- [Objective] Read the lines below. Copy out any that hold the string "page".

- [Supplied material]
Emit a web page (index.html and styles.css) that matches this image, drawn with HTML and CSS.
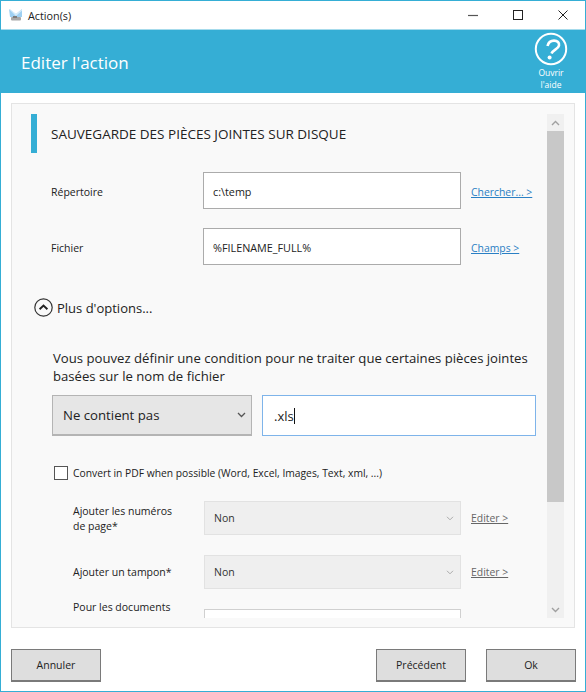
FILE: index.html
```html
<!DOCTYPE html>
<html lang="fr">
<head>
  <meta charset="UTF-8">
  <title>Action(s)</title>
  <link rel="stylesheet" href="styles.css">
</head>
<body>
  <div id="window">
    <div class="titlebar">
      <svg class="app-icon" width="16" height="14" viewBox="0 0 16 14">
        <path d="M1 1l7 5 6-5v8H2z" fill="#9fd0f2"/>
        <path d="M1 1h1l6 5 6-5v1.500L8 8z" fill="#d6ecfa"/>
        <rect x="3" y="9" width="10" height="3.500" rx="1" fill="#a8a8a8"/>
        <rect x="5" y="8" width="4" height="2" fill="#7d7d7d"/>
      </svg>
      <span class="title-text">Action(s)</span>
      <div class="win-btns">
        <svg width="12" height="12" viewBox="0 0 12 12"><path d="M1 6.500h10" stroke="#555" stroke-width="1.200"/></svg>
        <svg width="12" height="12" viewBox="0 0 12 12"><rect x="1.500" y="1.500" width="9" height="9" fill="none" stroke="#222"/></svg>
        <svg width="12" height="12" viewBox="0 0 12 12"><path d="M1.500 1.500l9 9M10.500 1.500l-9 9" stroke="#222" stroke-width="1"/></svg>
      </div>
    </div>

    <div class="header">
      <h1>Editer l'action</h1>
      <div class="help">
        <svg width="34" height="34" viewBox="0 0 34 34">
          <circle cx="17" cy="17" r="15.200" fill="none" stroke="#fff" stroke-width="2"/>
          <path d="M13.500 14C14.500 10.200 17.500 8.600 20 8.600c3.500 0 5.500 2 5 4.900-.6 3.500-6 4.500-7.500 8" fill="none" stroke="#fff" stroke-width="2.600"/>
          <circle cx="15.600" cy="25.400" r="2" fill="#fff"/>
        </svg>
        <span>Ouvrir<br>l'aide</span>
      </div>
    </div>

    <div class="panel">
      <div class="content">
        <div class="section-title">
          <span class="accent"></span>
          <h2>SAUVEGARDE DES PIÈCES JOINTES SUR DISQUE</h2>
        </div>

        <div class="field">
          <label>Répertoire</label>
          <div class="textbox">c:\temp</div>
          <a class="link blue">Chercher... &gt;</a>
        </div>
        <div class="field">
          <label>Fichier</label>
          <div class="textbox">%FILENAME_FULL%</div>
          <a class="link blue">Champs &gt;</a>
        </div>

        <div class="more">
          <svg width="19" height="19" viewBox="0 0 19 19">
            <circle cx="9.500" cy="9.500" r="8.700" fill="none" stroke="#333" stroke-width="1.200"/>
            <path d="M5.600 11.200l3.900-3.700 3.900 3.700" fill="none" stroke="#222" stroke-width="1.900"/>
          </svg>
          <span>Plus d'options...</span>
        </div>

        <p class="intro">Vous pouvez définir une condition pour ne traiter que certaines pièces jointes basées sur le nom de fichier</p>

        <div class="condition">
          <div class="combo">
            <span>Ne contient pas</span>
            <svg width="9" height="6" viewBox="0 0 9 6"><path d="M1 1l3.500 3.500L8 1" fill="none" stroke="#555" stroke-width="1.300"/></svg>
          </div>
          <div class="focused">.xls<span class="caret"></span></div>
        </div>

        <div class="check-row">
          <span class="checkbox"></span>
          <span>Convert in PDF when possible (Word, Excel, Images, Text, xml, ...)</span>
        </div>

        <div class="option first">
          <label>Ajouter les numéros de page*</label>
          <div class="disabled-combo">
            <span>Non</span>
            <svg width="8" height="5" viewBox="0 0 8 5"><path d="M1 .8l3 3 3-3" fill="none" stroke="#aaa" stroke-width="1"/></svg>
          </div>
          <a class="link grey">Editer &gt;</a>
        </div>
        <div class="option">
          <label>Ajouter un tampon*</label>
          <div class="disabled-combo">
            <span>Non</span>
            <svg width="8" height="5" viewBox="0 0 8 5"><path d="M1 .8l3 3 3-3" fill="none" stroke="#aaa" stroke-width="1"/></svg>
          </div>
          <a class="link grey">Editer &gt;</a>
        </div>
        <div class="option last">
          <label>Pour les documents</label>
          <div class="blank-box"></div>
        </div>
      </div>

      <div class="scrollbar">
        <div class="arrow">
          <svg width="9" height="6" viewBox="0 0 9 6"><path d="M1 5l3.500-3.500L8 5" fill="none" stroke="#a0a0a0" stroke-width="1.400"/></svg>
        </div>
        <div class="thumb"></div>
        <div class="track"></div>
        <div class="arrow">
          <svg width="9" height="6" viewBox="0 0 9 6"><path d="M1 1l3.500 3.500L8 1" fill="none" stroke="#a0a0a0" stroke-width="1.400"/></svg>
        </div>
      </div>
    </div>

    <div class="footer">
      <button>Annuler</button>
      <div class="footer-right">
        <button>Précédent</button>
        <button>Ok</button>
      </div>
    </div>
  </div>
</body>
</html>
```

FILE: styles.css
```css
:root {
  --teal: #35aed5;
  --border: #e4e4e4;
  --text: #222222;
}
* {
  box-sizing: border-box;
  margin: 0;
  padding: 0;
}
body {
  font-family: 'Open Sans', 'Noto Sans', sans-serif;
  color: var(--text);
  background: #fff;
}
#window {
  width: 586px;
  height: 692px;
  border: 1px solid var(--teal);
  display: flex;
  flex-direction: column;
  background: #fff;
}
.titlebar {
  height: 28px;
  display: flex;
  align-items: center;
  padding-left: 7px;
  font-size: 10.8px;
}
.app-icon {
  margin-right: 4px;
}
.win-btns {
  margin-left: auto;
  display: flex;
  gap: 33px;
  padding-right: 16px;
}
.header {
  height: 64px;
  background: var(--teal);
  display: flex;
  justify-content: space-between;
  color: #fff;
  padding: 2px 17px 0 20px;
  border-top: 1px solid #a6dbec;
}
h1 {
  font-size: 17px;
  font-weight: 400;
  line-height: 61px;
}
.help {
  width: 34px;
  display: flex;
  flex-direction: column;
  align-items: center;
  font-size: 8.5px;
  line-height: 12px;
  text-align: center;
}
.help span {
  margin-top: 1px;
  white-space: nowrap;
}
.panel {
  margin: 10px 10px 0;
  height: 525px;
  background: #f9f9f9;
  border: 1px solid var(--border);
  display: flex;
  padding: 10px 10px 9px 0;
}
.content {
  flex: 1;
  overflow: hidden;
  min-width: 0;
}
.section-title {
  display: flex;
  align-items: center;
  height: 39px;
  margin: 0 0 0 19px;
  gap: 14px;
}
.accent {
  width: 6px;
  height: 39px;
  background: var(--teal);
}
h2 {
  font-size: 13.5px;
  font-weight: 400;
}
.field {
  display: flex;
  align-items: center;
  margin: 19px 0 0 39px;
  height: 37px;
}
.field label {
  width: 152px;
  padding-top: 2px;
  font-size: 10.5px;
}
.textbox {
  width: 258px;
  height: 37px;
  background: #fff;
  border: 1px solid #ababab;
  font-size: 10.8px;
  line-height: 37px;
  padding-left: 9px;
}
.link {
  margin-left: 10px;
  font-size: 10.4px;
  text-decoration: underline;
}
.field .link {
  padding-top: 2px;
}
.blue {
  color: #2a7fc4;
}
.grey {
  color: #666;
}
.more {
  display: flex;
  align-items: center;
  gap: 4px;
  margin: 33px 0 0 22px;
  font-size: 13px;
  height: 19px;
}
.intro {
  margin: 32px 0 0 41px;
  width: 490px;
  font-size: 13.15px;
  line-height: 18px;
}
.condition {
  display: flex;
  gap: 10px;
  margin: 10px 0 0 40px;
}
.combo {
  width: 200px;
  height: 41px;
  background: #e6e6e6;
  border: 1px solid #b4b4b4;
  border-bottom-width: 2px;
  display: flex;
  align-items: center;
  justify-content: space-between;
  padding: 0 5px 0 10px;
  font-size: 13.2px;
}
.focused {
  width: 274px;
  height: 41px;
  background: #fff;
  border: 1px solid #7eb4ea;
  display: flex;
  align-items: center;
  padding-left: 11px;
  font-size: 13px;
}
.caret {
  width: 1px;
  height: 16px;
  background: #111;
}
.check-row {
  display: flex;
  align-items: center;
  gap: 5px;
  margin: 29px 0 0 42px;
  font-size: 10.3px;
  height: 15px;
}
.checkbox {
  width: 14px;
  height: 14px;
  background: #fff;
  border: 1px solid #555;
}
.option {
  display: flex;
  align-items: center;
  margin: 20px 0 0 61px;
  height: 34px;
}
.option.first {
  margin-top: 21px;
}
.option label {
  width: 131px;
  padding-right: 20px;
  font-size: 10.5px;
  line-height: 15px;
}
.option.first label {
  padding-top: 2px;
}
.disabled-combo {
  width: 257px;
  height: 34px;
  background: #efefef;
  border: 1px solid #e2e2e2;
  display: flex;
  align-items: center;
  justify-content: space-between;
  padding: 0 6px 0 9px;
  font-size: 10.5px;
  color: #333;
}
.option.last {
  align-items: flex-start;
  margin-top: 14px;
}
.option.last label {
  margin-top: -3px;
}
.blank-box {
  width: 257px;
  height: 34px;
  margin-top: 6px;
  background: #fff;
  border: 1px solid #d0d0d0;
}
.scrollbar {
  width: 17px;
  display: flex;
  flex-direction: column;
  background: #f0f0f0;
}
.arrow {
  height: 17px;
  display: flex;
  align-items: center;
  justify-content: center;
  flex-shrink: 0;
}
.thumb {
  height: 371px;
  background: #c8c8c8;
}
.track {
  flex: 1;
}
.footer {
  display: flex;
  justify-content: space-between;
  padding: 21px 9px 0 10px;
}
.footer-right {
  display: flex;
  gap: 20px;
}
button {
  width: 90px;
  height: 33px;
  background: #dedede;
  border: 1px solid #7a7a7a;
  border-bottom-width: 2px;
  font-family: inherit;
  font-size: 10.5px;
  color: var(--text);
}
```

- [The output]
Emit a web page (index.html and styles.css) that matches this image, drawn with HTML and CSS.
          <label>Ajouter les numéros de page*</label>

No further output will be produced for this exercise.